|GEORGE BAILES, III,
J.W. BOOKER, Warden,
Petitioner George Bailes, III, a federal inmate appearing pro se, appeals the district court's order dismissing his petition for habeas relief under 28 U.S.C. § 2241. We affirm. Bailes contends he should receive pretrial confinement credit for time spent in federal custody after the writ of habeas corpus ad prosequendum was executed and before he was sentenced for violating 18 U.S.C. § 922(g)(1). Specifically, he seeks credit on his federal sentence for the period he spent in confinement from July 7, 1994, through December 7, 1994.
Bailes was arrested in California for state parole violation on February 5, 1994, for absconding, illegally possessing a firearm, and resisting arrest, and he was sentenced to one year of imprisonment. Based on these events, the United States charged Bailes with being a felon in possession of a firearm, in violation of 18 U.S.C. § 922(g)(1). A writ of habeas corpus ad prosequendum was issued for him to appear and answer the federal charges, and he was taken into federal custody on July 7, 1994. On December 8, 1994, Bailes was sentenced to seventy months' imprisonment and three years' supervised release. On January 27, 1995, Bailes was transferred to Colorado to begin serving his federal sentence. Bailes received credit on his state sentence for the time he spent in custody from February 5, 1994, through February 5, 1995, when his state sentence expired.
It was originally determined that Bailes' federal sentence would begin on February 5, 1995, after his state sentence expired. However, on August 1, 1995, the Bureau of Prisons issued a nunc pro tunc order declaring that his federal sentence began on December 8, 1994, the date he was sentenced for violating § 922(g)(1). Bailes challenges this determination, arguing his federal sentence should be calculated from July 7, 1994, the date he was taken into federal custody pursuant to the writ of habeas corpus ad prosequendum.(1)

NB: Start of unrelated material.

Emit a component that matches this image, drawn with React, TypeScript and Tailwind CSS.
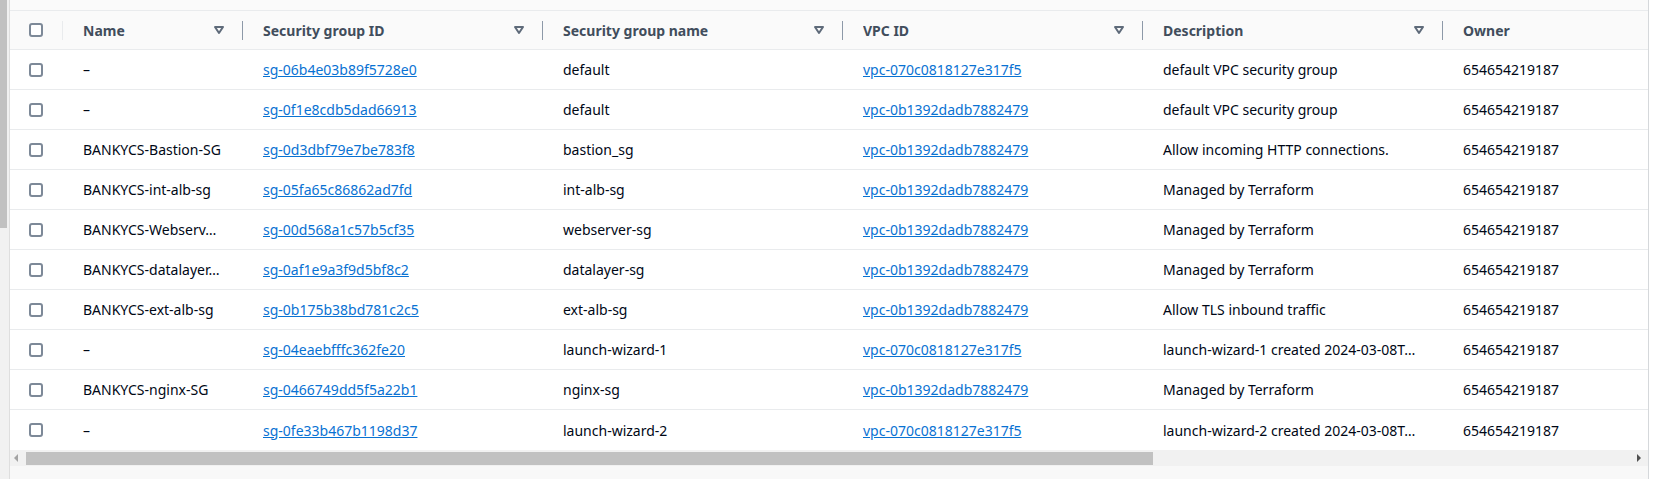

Bailes' argument ignores the plain language of 18 U.S.C. § 3585(b), which allows a defendant to receive credit for presentence confinement, but only for confinement "that has not been credited against another sentence." In analyzing this statute, the Supreme Court explained that "Congress made clear that a defendant could not receive double credit for his detention time." United States v. Wilson, 503 U.S. 329, 337 (1992). Bailes' presentence confinement from July 7, 1994, through December 7, 1994, was credited against his state sentence. He may not receive credit on his federal sentence for this same confinement. See also United States v. Dennis, 926 F.2d 768, 769 (8th Cir. 1991).
AFFIRMED. The mandate shall issue forthwith.
Entered for the Court
Mary Beck Briscoe
*. This order and judgment is not binding precedent, except under the doctrines of law of the case, res judicata, and collateral estoppel. The court generally disfavors the citation of orders and judgments; nevertheless, an order and judgment may be cited under the terms and conditions of 10th Cir. R. 36.3.
1. Bailes also argues his federal sentence should be credited with time spent in state custody between February 5, 1994, and July 7, 1994. However, he cites no authority and 18 U.S.C. § 3585(b) clearly does not authorize such a result. Instead, § 3585(b) is intended to allow federal inmates to receive credit for federal presentence confinement on federal charges. Bailes was in state confinement for violating state law between February 5, 1994, and July 7, 1994.